Along the way, Cobain met and married Hole frontwoman, Courtney Love, and they had a daughter, Frances Bean. The marriage was at times loving, and at other times tumultuous, but Cobain aspired to be a devoted father to little Frances. He also continued to be plagued by health troubles and soon became addicted to heroin.

Professionally, Nirvana reached the heights of fame. They released three studio albums and toured throughout the world. Cobain was called the voice of a disaffected generation. However, stardom did not sit well with him. Today, where even the most untalented celebrities try to extend their fifteen minutes of fame by appearing in movies or putting out their own fashion lines, Cobain considered himself an artist, not a rock star. He bit the hand that fed him, had squabbles with his record label and didn’t always care about pleasing his fans.

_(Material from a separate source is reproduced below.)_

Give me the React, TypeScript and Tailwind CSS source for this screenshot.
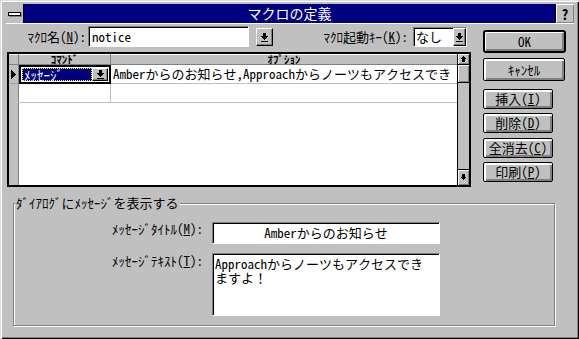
import React from "react";

const F = "font-['Noto_Sans_Mono_CJK_JP','Noto_Sans_CJK_JP',sans-serif]";

function ComboArrow() {
  return (
    <svg width="7" height="9" viewBox="0 0 7 9" shapeRendering="crispEdges">
      <rect x="2" y="0" width="3" height="3" fill="#000" />
      <rect x="0" y="3" width="7" height="1" fill="#000" />
      <rect x="1" y="4" width="5" height="1" fill="#000" />
      <rect x="2" y="5" width="3" height="1" fill="#000" />
      <rect x="3" y="6" width="1" height="1" fill="#000" />
      <rect x="0" y="8" width="7" height="1" fill="#000" />
    </svg>
  );
}

function UpArrow() {
  return (
    <svg width="5" height="6" viewBox="0 0 5 6" shapeRendering="crispEdges">
      <rect x="2" y="0" width="1" height="1" fill="#000" />
      <rect x="1" y="1" width="3" height="1" fill="#000" />
      <rect x="0" y="2" width="5" height="1" fill="#000" />
      <rect x="1" y="3" width="3" height="3" fill="#000" />
    </svg>
  );
}

function DownArrow() {
  return (
    <svg width="5" height="7" viewBox="0 0 5 7" shapeRendering="crispEdges">
      <rect x="1" y="0" width="3" height="3" fill="#000" />
      <rect x="0" y="3" width="5" height="1" fill="#000" />
      <rect x="1" y="4" width="3" height="1" fill="#000" />
      <rect x="2" y="5" width="1" height="1" fill="#000" />
    </svg>
  );
}

function ComboBtn({ className = "" }: { className?: string }) {
  return (
    <div
      className={`bg-[#c0c0c0] border border-t-white border-l-white border-r-black border-b-black shadow-[inset_-1px_-1px_0_#808080] flex items-center justify-center ${className}`}
    >
      <ComboArrow />
    </div>
  );
}

const field =
  "bg-white border border-t-[#808080] border-l-[#808080] border-r-white border-b-white shadow-[inset_1px_1px_0_#000]";

const btn =
  "bg-[#c0c0c0] border border-black rounded-[2px] shadow-[inset_1px_1px_0_#fff,inset_2px_2px_0_#fff,inset_-1px_-1px_0_#808080,inset_-2px_-2px_0_#808080] flex items-center justify-center text-[13px]";

export default function App() {
  return (
    <div
      className={`${F} w-[579px] h-[339px] bg-[#c0c0c0] text-black text-[13px] leading-[14px] overflow-hidden shadow-[inset_1px_1px_0_#dfdfdf,inset_2px_2px_0_#ffffff,inset_-1px_-1px_0_#000000,inset_-2px_-2px_0_#808080]`}
    >
      {/* Title bar */}
      <div className="pt-[4px] pl-[6px] pr-[5px]">
        <div className="flex h-[19px]">
          <div className="w-[18px] h-full bg-[#c0c0c0] border-r border-black flex items-center justify-center">
            <div className="w-[13px] h-[4px] bg-white border border-black shadow-[1px_1px_0_#808080]" />
          </div>
          <div className="flex-1 bg-[#000080] text-white text-[14px] leading-[19px] text-center">
            マクロの定義
          </div>
          <div className="w-[19px] h-full border-l border-black bg-[#c0c0c0] shadow-[inset_1px_1px_0_#fff,inset_-1px_-1px_0_#808080] flex items-center justify-center text-[14px] font-bold leading-none">
            ?
          </div>
        </div>
        <div className="h-px bg-white" />
      </div>

      {/* Body */}
      <div className="flex pt-[2px]">
        {/* Left column */}
        <div className="pl-[7px] flex flex-col">
          {/* top row */}
          <div className="flex items-start h-[21px]">
            <div className="w-[81px] text-right pr-[2px] leading-[21px] whitespace-nowrap">
              ﾏｸﾛ名(<u>N</u>):
            </div>
            <div className={`${field} w-[161px] h-[21px] pl-[3px] leading-[19px]`}>notice</div>
            <ComboBtn className="ml-[7px] mt-[2px] w-[17px] h-[18px]" />
            <div className="w-[140px] text-right pr-[5px] leading-[21px] whitespace-nowrap">
              ﾏｸﾛ起動ｷｰ(<u>K</u>):
            </div>
            <div className={`${field} mt-[1px] w-[54px] h-[20px] flex`}>
              <div className="flex-1 pl-[2px] leading-[18px]">なし</div>
              <ComboBtn className="w-[13px] h-full" />
            </div>
          </div>

          {/* grid */}
          <div className="mt-[5px] w-[464px] h-[135px] border-2 border-black bg-white flex">
            <div className="flex-1 flex flex-col">
              {/* header */}
              <div className="flex h-[11px] bg-[#c0c0c0] border-b border-[#808080] shadow-[inset_0_1px_0_#fff]">
                <div className="w-[10px] border-r border-[#808080]" />
                <div className="w-[92px] border-r border-[#808080] text-center text-[11px] font-bold leading-[10px]">
                  ｺﾏﾝﾄﾞ
                </div>
                <div className="flex-1 text-center text-[11px] font-bold leading-[10px]">
                  ｵﾌﾟｼｮﾝ
                </div>
              </div>
              {/* row 1 */}
              <div className="flex h-[19px]">
                <div className="w-[10px] bg-[#c0c0c0] border-r border-[#808080] border-b border-b-[#a0a0a0] flex items-center justify-center">
                  <svg width="5" height="9" viewBox="0 0 5 9" shapeRendering="crispEdges">
                    <polygon points="0,0 5,4.5 0,9" fill="#000" />
                  </svg>
                </div>
                <div className="w-[92px] h-[19px] border-2 border-black p-[1px] flex">
                  <div className="flex-1 bg-[#000080] border border-dotted border-[#ffff00] text-white leading-[11px] pl-[1px] whitespace-nowrap">
                    ﾒｯｾｰｼﾞ
                  </div>
                  <ComboBtn className="w-[16px] h-full" />
                </div>
                <div className="flex-1 border-b border-[#c0c0c0] pl-[2px] leading-[18px] whitespace-nowrap overflow-hidden">
                  Amberからのお知らせ,Approachからノーツもアクセスでき
                </div>
              </div>
              {/* row 2 */}
              <div className="flex h-[19px] border-b border-[#c0c0c0]">
                <div className="w-[10px] bg-[#c0c0c0] border-r border-[#808080]" />
                <div className="w-[92px] border-r border-[#c0c0c0]" />
                <div className="flex-1" />
              </div>
              {/* filler */}
              <div className="flex flex-1">
                <div className="w-[10px] bg-[#c0c0c0] border-r border-[#808080]" />
                <div className="flex-1" />
              </div>
            </div>
            {/* scrollbar */}
            <div className="w-[12px] border-l border-black flex flex-col bg-[#c0c0c0]">
              <div className="h-[11px] border-b border-black shadow-[inset_1px_1px_0_#fff,inset_-1px_-1px_0_#808080] flex items-center justify-center">
                <UpArrow />
              </div>
              <div className="h-[18px] border-b border-black shadow-[inset_1px_1px_0_#fff,inset_-1px_-1px_0_#808080]" />
              <div className="flex-1 bg-[#c0c0c0]" />
              <div className="h-[16px] border-t border-black shadow-[inset_1px_1px_0_#fff,inset_-1px_-1px_0_#808080] flex items-center justify-center">
                <DownArrow />
              </div>
            </div>
          </div>
        </div>

        {/* Right buttons */}
        <div className="ml-[12px] pt-[4px] flex flex-col items-start">
          <div className="h-[23px] w-[83px] bg-[#c0c0c0] border-2 border-black rounded-[3px] shadow-[inset_1px_1px_0_#fff,inset_-1px_-1px_0_#808080,inset_-2px_-2px_0_#808080] flex items-center justify-center">
            OK
          </div>
          <div className={`${btn} mt-[5px] h-[23px] w-[82px]`}>ｷｬﾝｾﾙ</div>
          <div className={`${btn} mt-[8px] h-[20px] w-[70px]`}>
            挿入(<u>I</u>)
          </div>
          <div className={`${btn} mt-[4px] h-[20px] w-[70px]`}>
            削除(<u>D</u>)
          </div>
          <div className={`${btn} mt-[5px] h-[20px] w-[70px]`}>
            全消去(<u>C</u>)
          </div>
          <div className={`${btn} mt-[4px] h-[20px] w-[70px]`}>
            印刷(<u>P</u>)
          </div>
        </div>
      </div>

      {/* Group box */}
      <div className="mt-[16px] ml-[13px] w-[542px] h-[123px] border border-[#808080] shadow-[1px_1px_0_#fff,inset_1px_1px_0_#fff]">
        <div className="-mt-[8px] ml-[1px] w-fit px-[1px] bg-[#c0c0c0] leading-[14px] whitespace-nowrap">
          ﾀﾞｲｱﾛｸﾞにﾒｯｾｰｼﾞを表示する
        </div>
        <div className="mt-[12px] grid grid-cols-[189px_228px] gap-x-[9px] gap-y-[9px]">
          <div className="text-right leading-[13px] whitespace-nowrap">
            ﾒｯｾｰｼﾞﾀｲﾄﾙ(<u>M</u>):
          </div>
          <div className={`${field} h-[22px] text-center leading-[20px] whitespace-nowrap`}>
            Amberからのお知らせ
          </div>
          <div className="text-right leading-[13px] mt-[1px] whitespace-nowrap">
            ﾒｯｾｰｼﾞﾃｷｽﾄ(<u>T</u>):
          </div>
          <div className={`${field} h-[63px] pl-[2px] pt-[3px] leading-[14px]`}>
            Approachからノーツもアクセスでき
            <br />
            ますよ！
          </div>
        </div>
      </div>
    </div>
  );
}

Ultimately, Cobain could no longer handle the physical, mental and emotional misery that plagued him, and he committed suicide in April of 1994, leaving fans devastated and people wondering what could have been.

But Nirvana fans know all of this already, and Cross covered Cobain’s life in his notable biography, Heavier Than Heaven. However, that doesn’t mean Cobain Unseen isn’t a fascinating read. Cobain Unseen is more than a biography of Cobain’s life. It’s also a biography of his art. Childhood photos feature a tow-headed Cobain in front of an art easel or playing a tambourine. His art work conveys his stomach and back problems with the use of raw meat, bones, skeletons and doll parts. The reader will see heart-shaped boxed Cobain collected, and photos of Cobain with daughter Frances show a very tender and sweet side of Cobain. Also included in Cobain Unseen is a CD of Cobain’s spoken-word material, and an interview with Cross about his research for the book.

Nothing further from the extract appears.